A 10 man raid is the antithesis of this and, with Cata, is where WoW has gone. 25 mans are dying out because of the phobia of inefficiency. Raid leaders know they can find 5 good dps, but finding 15? That's a big ask.

I'd like to see raiding that isn't number capped. So we can solve the problem of low dps by adding players not improving players.

It's very fun for the raid leader, and might encourage more people to raid lead if they get to enable fun rather than being fun's gatekeepers.


  1. This topic has spawned a lot of good blog posts lately. This is clearly one of them.

  2. Another related thing that irks me about raids is gear checks. Regardless of your skill level, if you haven't spent a certain amount of time grinding out gear in content X, you will never get ti see content Y. I want to see X and Y, but I sure as hell don't want to spend weeks of my spare time in them just to see Z.

    Raids of unlimited size would solve this. Making the disparity between raid gear and gear you can get doing other stuff smaller would also help (but would kill the illusion of raiders being "more awesome" than other players I suppose).

  3. Yeah absolutely.

    I guess the closest things we have had in the genre are RvR fights. The awesome street fighting in Coruscant in SWG, the Tarren Mill-Southshore zerg, the open world content in Warhammer, DAOC, all were gameplay where if 10 people suddenly turned up while you were fighting you'd be DELIGHTED.

    We need to make that happen.

    Not in an existing game but in a new one.

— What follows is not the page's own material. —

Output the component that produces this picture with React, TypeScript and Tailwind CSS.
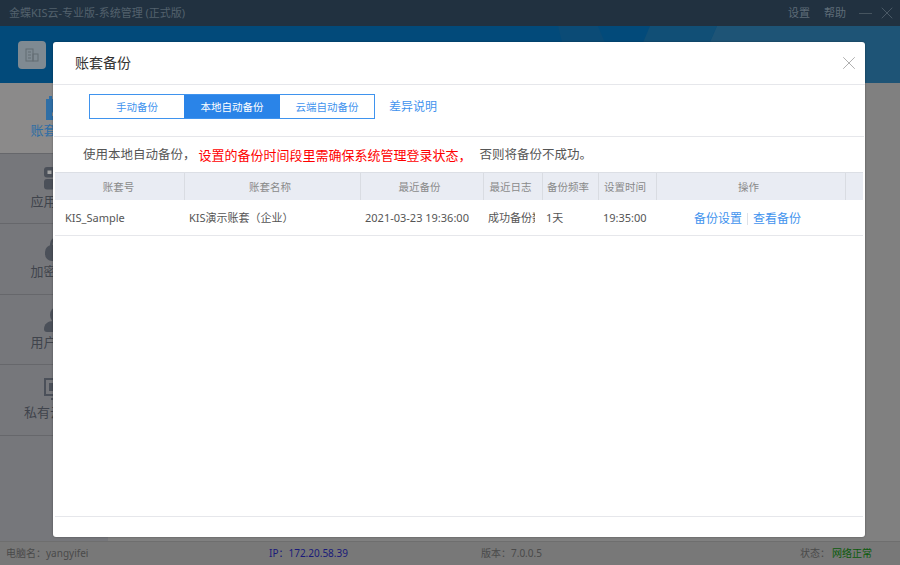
import React from "react";
import { X } from "lucide-react";

const cjk = "font-['Noto_Sans','Noto_Sans_CJK_SC',sans-serif]";

const NavIcon = ({ kind }: { kind: string }) => {
  if (kind === "book")
    return (
      <svg width="26" height="24" viewBox="0 0 26 24">
        <path d="M2 3h3V0h3v3h10V0h3v3h3v21H2z" fill="#2f6ea5" />
        <path d="M9 8h9v3l-5 6h5v3H8v-3l5-6H9z" fill="#8a8a8a" />
      </svg>
    );
  if (kind === "apps")
    return (
      <svg width="26" height="24" viewBox="0 0 26 24" fill="#4b5059">
        <rect x="0" y="0" width="11" height="10.5" rx="3" />
        <rect x="3.5" y="3.5" width="4" height="3.5" fill="#a3a3a3" />
        <rect x="13" y="0" width="11" height="10.5" rx="3" />
        <rect x="0" y="12" width="11" height="10.5" rx="3" />
        <rect x="13" y="12" width="11" height="10.5" rx="3" />
      </svg>
    );
  if (kind === "lock")
    return (
      <svg width="26" height="24" viewBox="0 0 26 24" fill="#4b5059">
        <path d="M6 10V7a7 7 0 0 1 14 0v3h-2.5V7a4.5 4.5 0 0 0-9 0v3z" />
        <rect x="1" y="8" width="24" height="16" rx="7" />
      </svg>
    );
  if (kind === "user")
    return (
      <svg width="26" height="24" viewBox="0 0 26 24" fill="#4b5059">
        <ellipse cx="13" cy="7" rx="7" ry="8" />
        <path d="M0 21c0-5 4-8 9-8h8c5 0 9 3 9 8 0 2-1 3-3 3H3c-2 0-3-1-3-3z" />
      </svg>
    );
  return (
    <svg width="26" height="24" viewBox="0 0 26 24" fill="none" stroke="#4b5059">
      <rect x="1" y="1" width="23" height="16" strokeWidth="2" />
      <rect x="5" y="5" width="15" height="8" fill="#4b5059" stroke="none" />
      <path d="M7 21h12" strokeWidth="2" />
      <path d="M12.5 17v4" strokeWidth="2" />
    </svg>
  );
};

const navItems = [
  { kind: "book", label: "账套管理", color: "text-[#2f6ea5]", bg: "bg-[#8b8a8a]" },
  { kind: "apps", label: "应用管理", color: "text-[#40444c]", bg: "bg-[#76777b]" },
  { kind: "lock", label: "加密管理", color: "text-[#40444c]", bg: "bg-[#76777b]" },
  { kind: "user", label: "用户管理", color: "text-[#40444c]", bg: "bg-[#76777b]" },
  { kind: "cloud", label: "私有云管理", color: "text-[#40444c]", bg: "bg-[#76777b]" },
];

const columns = [
  { title: "账套号", w: "w-[130px]", pr: "pr-[2px]" },
  { title: "账套名称", w: "w-[176px]", pr: "pr-[5px]" },
  { title: "最近备份", w: "w-[123px]", pr: "pr-[5px]" },
  { title: "最近日志", w: "w-[59px]", pr: "pr-[5px]" },
  { title: "备份频率", w: "w-[56px]", pr: "pr-[5px]" },
  { title: "设置时间", w: "w-[58px]", pr: "pr-[5px]" },
  { title: "操作", w: "w-[189px]", pr: "pr-[5px]" },
];

const App = () => {
  return (
    <div className={`relative w-[900px] h-[565px] overflow-hidden flex flex-col bg-[#808080] text-xs ${cjk}`}>
      {/* title bar */}
      <div className="h-[26px] shrink-0 bg-[#213140] flex items-center justify-between pl-[9px] pr-[3px] text-[#53616d]">
        <span className="text-[11px]">金蝶KIS云-专业版-系统管理 (正式版)</span>
        <div className="flex items-center">
          <span className="text-[11px] text-[#5e6c78]">设置</span>
          <span className="text-[11px] text-[#5e6c78] ml-[14px]">帮助</span>
          <span className="w-[13px] h-px bg-[#46545f] ml-[13px]" />
          <X size={20} strokeWidth={1} className="text-[#53626e] ml-[5px]" />
        </div>
      </div>
      {/* header */}
      <div className="relative h-[57px] shrink-0 bg-[#024a7a] pl-[18px] pt-[15px]">
        <svg className="absolute inset-0" width="900" height="57" viewBox="0 0 900 57">
          <path d="M558 0h40l24 57h-50z" fill="#0b4b76" />
          <path d="M650 0h67L692 57h-66z" fill="#114f76" />
          <path d="M717 0h183v57H692z" fill="#1e5476" />
        </svg>
        <div className="relative w-[28px] h-[28px] rounded-[4px] bg-[#7f8a92] flex items-center justify-center">
          <svg width="16" height="16" viewBox="0 0 16 16" fill="none" stroke="#636c73">
            <rect x="2" y="2" width="7" height="12" />
            <rect x="9" y="7" width="5" height="7" />
            <path d="M4 5h3M4 8h3M4 11h3" />
          </svg>
        </div>
      </div>
      <div className="flex-1 flex min-h-0">
        {/* sidebar */}
        <div className="w-[108px] shrink-0 bg-[#76777b]">
          {navItems.map((item) => (
            <div
              key={item.label}
              className={`h-[70.5px] border-b border-[#66676b] flex flex-col items-center pt-[13px] pl-[5px] ${item.bg}`}
            >
              <NavIcon kind={item.kind} />
              <span className={`text-[13px] leading-[20px] ${item.color}`}>{item.label}</span>
            </div>
          ))}
        </div>
        <div className="flex-1" />
      </div>
      {/* status bar */}
      <div className="h-[24px] shrink-0 bg-[#787878] border-t border-[#6e6e6e] flex items-center text-[10px] text-[#4a4a4a]">
        <span className="w-[269px] pl-[6px]">电脑名：yangyifei</span>
        <span className="w-[212px] text-[#1a1a7a]">IP：172.20.58.39</span>
        <span className="w-[319px]">版本：7.0.0.5</span>
        <span>状态：</span>
        <span className="ml-[2px] text-[#0b5a0b]">网络正常</span>
      </div>

      {/* dialog */}
      <div className="absolute left-[53px] top-[42px] w-[812px] h-[495px] bg-white rounded-[3px] flex flex-col shadow-[0_0_2px_rgba(0,0,0,0.4)]">
        <div className="h-[43px] shrink-0 border-b border-[#e6e7eb] flex items-center justify-between pl-[22px] pr-[5px]">
          <span className="text-sm text-[#333]">账套备份</span>
          <X size={22} strokeWidth={1} className="text-[#a8a8a8]" />
        </div>
        <div className="h-[52px] shrink-0 mx-px border-b border-[#e6e7eb] flex items-start pl-[35px] pt-[9px]">
          <div className="flex h-[25px] border border-[#3f93ee] text-[10.5px]">
            <span className="w-[94px] flex items-center justify-center text-[#3f93ee]">手动备份</span>
            <span className="w-[96px] flex items-center justify-center bg-[#2a84e8] text-white">本地自动备份</span>
            <span className="w-[94px] flex items-center justify-center text-[#3f93ee]">云端自动备份</span>
          </div>
          <span className="ml-[14px] h-[25px] flex items-center text-xs text-[#3f93ee]">差异说明</span>
        </div>
        <div className="h-[35px] shrink-0 flex items-center pl-[30px] pt-[2px] text-[12.5px] text-[#555]">
          <span>使用本地自动备份，</span>
          <span className="ml-[3px] text-[13px] text-[#ff0000]">设置的备份时间段里需确保系统管理登录状态，</span>
          <span className="ml-[8px]">否则将备份不成功。</span>
        </div>
        {/* table */}
        <div className="h-[28px] shrink-0 mx-[2px] flex bg-[#e9ecf3] border-t border-[#dcdfe5] text-[10.5px] text-[#8a8a8a]">
          {columns.map((c) => (
            <div key={c.title} className={`${c.w} ${c.pr} flex items-center justify-center border-r border-[#d9dce2]`}>
              {c.title}
            </div>
          ))}
        </div>
        <div className="h-[36px] shrink-0 mx-[2px] flex border-b border-[#e6e7eb] pt-[1px] text-[11px] text-[#555]">
          <div className="w-[130px] flex items-center pl-[10px]">KIS_Sample</div>
          <div className="w-[176px] flex items-center pl-[4px]">KIS演示账套（企业）</div>
          <div className="w-[123px] flex items-center pl-[4px]">2021-03-23 19:36:00</div>
          <div className="w-[59px] flex items-center pl-[4px]">
            <span className="w-[47px] overflow-hidden whitespace-nowrap">成功备份数据</span>
          </div>
          <div className="w-[56px] flex items-center pl-[3px]">1天</div>
          <div className="w-[58px] flex items-center pl-[4px]">19:35:00</div>
          <div className="w-[189px] flex items-center pl-[37px] pt-[1px] text-xs text-[#3f93ee]">
            <span>备份设置</span>
            <span className="w-px h-[12px] bg-[#dfe2e8] mx-[5px]" />
            <span>查看备份</span>
          </div>
        </div>
        <div className="flex-1" />
        <div className="h-[21px] shrink-0 mx-[2px] border-t border-[#e6e7eb]" />
      </div>
    </div>
  );
};

export default App;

    I want PVE Rift where the monsters can win. Where they can kill your town burn the bank down, permanently destroying your stuff, where if they grow powerful enough to sack your capital it's Game Over and you lost.

    Not a pvp game, a pve game. Although possibly a three sided game with two player factions and a monster faction that threatens to conquer the world - can see that being fun too.

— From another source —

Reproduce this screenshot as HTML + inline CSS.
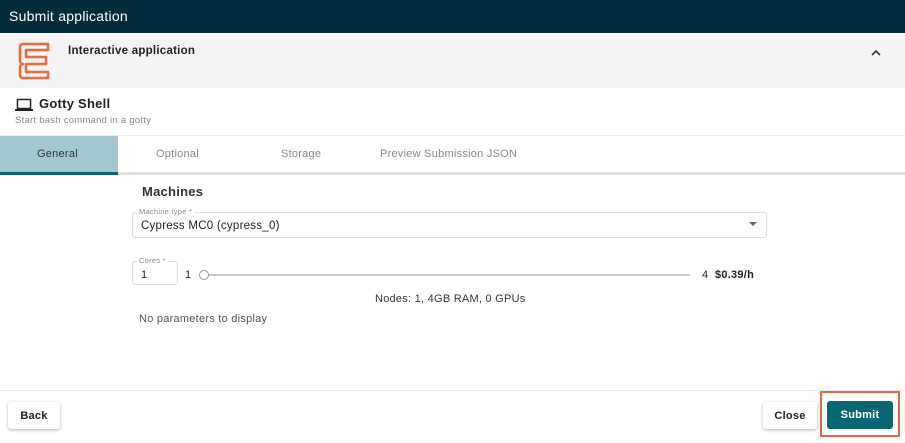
<!DOCTYPE html>
<html><head><style>
*{box-sizing:border-box;margin:0;padding:0}
body{width:905px;height:443px;overflow:hidden;background:#fff;font-family:"Liberation Sans",sans-serif;color:#222;position:relative;letter-spacing:0.25px}
.a{position:absolute}
</style></head><body>
<div class="a" style="left:0;top:0;width:905px;height:33px;background:#032c3b;color:#fff;font-size:14px;padding:8px 0 0 9px">Submit application</div>
<div class="a" style="left:0;top:33px;width:905px;height:55px;background:#f4f4f4"></div>
<svg class="a" style="left:18px;top:42px" width="34" height="38" viewBox="0 0 34 38"><path d="M5 2H30V8H8V15H28V22H8V30H30V36H5Q2 36 2 33V26Q2 22 5 22V22Q2 22 2 18V5Q2 2 5 2Z" fill="none" stroke="#f0683f" stroke-width="2.6" stroke-linejoin="round"/></svg>
<div class="a" style="left:68px;top:45px;font-size:11.5px;font-weight:bold;color:#222">Interactive application</div>
<svg class="a" style="left:870px;top:49px" width="12" height="8" viewBox="0 0 12 8"><path d="M2 6L6 2L10 6" fill="none" stroke="#333" stroke-width="1.6"/></svg>
<svg class="a" style="left:15px;top:98px" width="18" height="14" viewBox="0 0 18 14"><rect x="2.5" y="1.5" width="13" height="9" fill="none" stroke="#222" stroke-width="1.5"/><rect x="0" y="11" width="18" height="2" fill="#222"/></svg>
<div class="a" style="left:39px;top:96px;font-size:13px;font-weight:bold">Gotty Shell</div>
<div class="a" style="left:15px;top:115px;font-size:9.5px;color:#888">Start bash command in a gotty</div>
<div class="a" style="left:0;top:135px;width:905px;height:1px;background:#eee"></div>
<div class="a" style="left:0;top:136px;width:118px;height:36px;background:#a2c7cf"></div>
<div class="a" style="left:0;top:172px;width:905px;height:3px;background:#e0e0e0"></div>
<div class="a" style="left:0;top:172px;width:118px;height:3px;background:#0d6270"></div>
<div class="a" style="left:37px;top:148px;font-size:11px;color:#333">General</div>
<div class="a" style="left:156px;top:148px;font-size:11px;color:#888">Optional</div>
<div class="a" style="left:281px;top:148px;font-size:11px;color:#888">Storage</div>
<div class="a" style="left:380px;top:148px;font-size:11px;color:#888">Preview Submission JSON</div>
<div class="a" style="left:142px;top:184px;font-size:13px;font-weight:bold;color:#333">Machines</div>
<div class="a" style="left:132px;top:212px;width:635px;height:26px;border:1px solid #ddd;border-radius:3px"></div>
<div class="a" style="left:137px;top:207px;font-size:7.5px;color:#888;background:#fff;padding:0 2px">Machine type *</div>
<div class="a" style="left:141px;top:220px;font-size:11.5px;color:#222">Cypress MC0 (cypress_0)</div>
<div class="a" style="left:749px;top:222px;width:0;height:0;border-left:4px solid transparent;border-right:4px solid transparent;border-top:4px solid #666"></div>
<div class="a" style="left:132px;top:261px;width:46px;height:24px;border:1px solid #ddd;border-radius:3px"></div>
<div class="a" style="left:137px;top:256px;font-size:7.5px;color:#888;background:#fff;padding:0 2px">Cores *</div>
<div class="a" style="left:141px;top:269px;font-size:11px">1</div>
<div class="a" style="left:185px;top:269px;font-size:11px">1</div>
<div class="a" style="left:205px;top:274px;width:485px;height:2px;background:#ccc"></div>
<div class="a" style="left:199px;top:270px;width:10px;height:10px;border:1px solid #999;border-radius:50%;background:#fff"></div>
<div class="a" style="left:702px;top:269px;font-size:11px">4</div>
<div class="a" style="left:715px;top:269px;font-size:11px;font-weight:bold">$0.39/h</div>
<div class="a" style="left:375px;top:293px;font-size:11px;color:#333">Nodes: 1, 4GB RAM, 0 GPUs</div>
<div class="a" style="left:139px;top:313px;font-size:11px;color:#555">No parameters to display</div>
<div class="a" style="left:0;top:390px;width:905px;height:1px;background:#e8e8e8"></div>
<div class="a" style="left:8px;top:402px;width:52px;height:27px;border-radius:3px;box-shadow:0 1px 3px rgba(0,0,0,.3);background:#fff;font-size:11px;font-weight:bold;text-align:center;line-height:28px">Back</div>
<div class="a" style="left:763px;top:402px;width:54px;height:27px;border-radius:3px;box-shadow:0 1px 3px rgba(0,0,0,.3);background:#fff;font-size:11px;font-weight:bold;text-align:center;line-height:28px">Close</div>
<div class="a" style="left:820px;top:391px;width:80px;height:46px;border:2px solid #e8673f"></div>
<div class="a" style="left:827px;top:401px;width:66px;height:28px;border-radius:3px;background:#0b6673;color:#fff;font-size:11px;font-weight:bold;text-align:center;line-height:29px">Submit</div>
</body></html>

  4. I agreed on Green Armadillo (I still call him like that, even if the blog is now Player vs Developer) and I can only agree here again.

    I hope we find an awesome alternative to endgame raiding. I would like that, raiding has become too much "the game" and perverted (yeah, strong word - but that's my opinion) the core of MMO gameplay. The world and levelling game is nowadays rather weak and short lived in most MMOs.

  5. I tend to use the words 'inclusive' and 'exclusive' to describe content. Open world content is 'inclusive' - all comers welcome, feel free to join in, even a guy who's not a GREAT help is still SOME help. Instances with a hard cap on players participating are 'exclusive' - if you can only bring ten people to fight the Epic Overlord Of Doom, better bring the best ten you can find. Rift offers a mix of inclusive and exclusive content... and post-launch has added to both of them. I'm interested to see how this develops over time. Hmmm - I've probably got more to say on this topic. To the blogmobile! :)

  6. I've never gotten high enough to be in raid content, being pretty new to the MMO scene. The introduction of f2p brought me into it, as I have not had the spare cash to consider spending subscription money.

    However, in reading this about the shrink of raid counts and how it's led to taking only the best, it did make me wonder where LOTRO is heading with its talk of a new larger raid upcoming.

    I like Tremayne's comment about inclusive fights. Because I have a tendency to focus on crafting in LOTRO, combined with a kin that stockpiled materials in kinchests and encouraged using them for leveling, I've managed to achieve a couple of supreme level crafters without either of them even reaching level 30. Until Update 2 got rid of the rare drop crafting quests, this meant having to go out and kill something much higher level than me to complete the crafting tier quest. Naturally, I recruited higher level kinmates to go along and kill it for me rather than having to level up enough to kill it myself before advancing. The thing that I found cool is that more than once I was able to do something *useful* in these combats despite being lower level. My Captain in particular was able to offer useful buffs and debuffs that resulted in the higher level asking me to stick around for him to wrap up a quest before I went back to craft.

    I like it when a game gives you a way to feel useful even when you're not optimum.

  7. Tremayne, either they try to offer something for every kind of gameplay and/or they are experimenting. In general through size variable skirmishes and many 3 man instances rather than 6 LOTRO in general also joined the "shrinking dungeon/raid size" trend. The 24 man dragon fight is really an exception. Maybe they want to bring back that "Thorogh feeling" of the first dragon raid that is fairly abandoned nowadays except for daily badges farming, despite "skirmishization".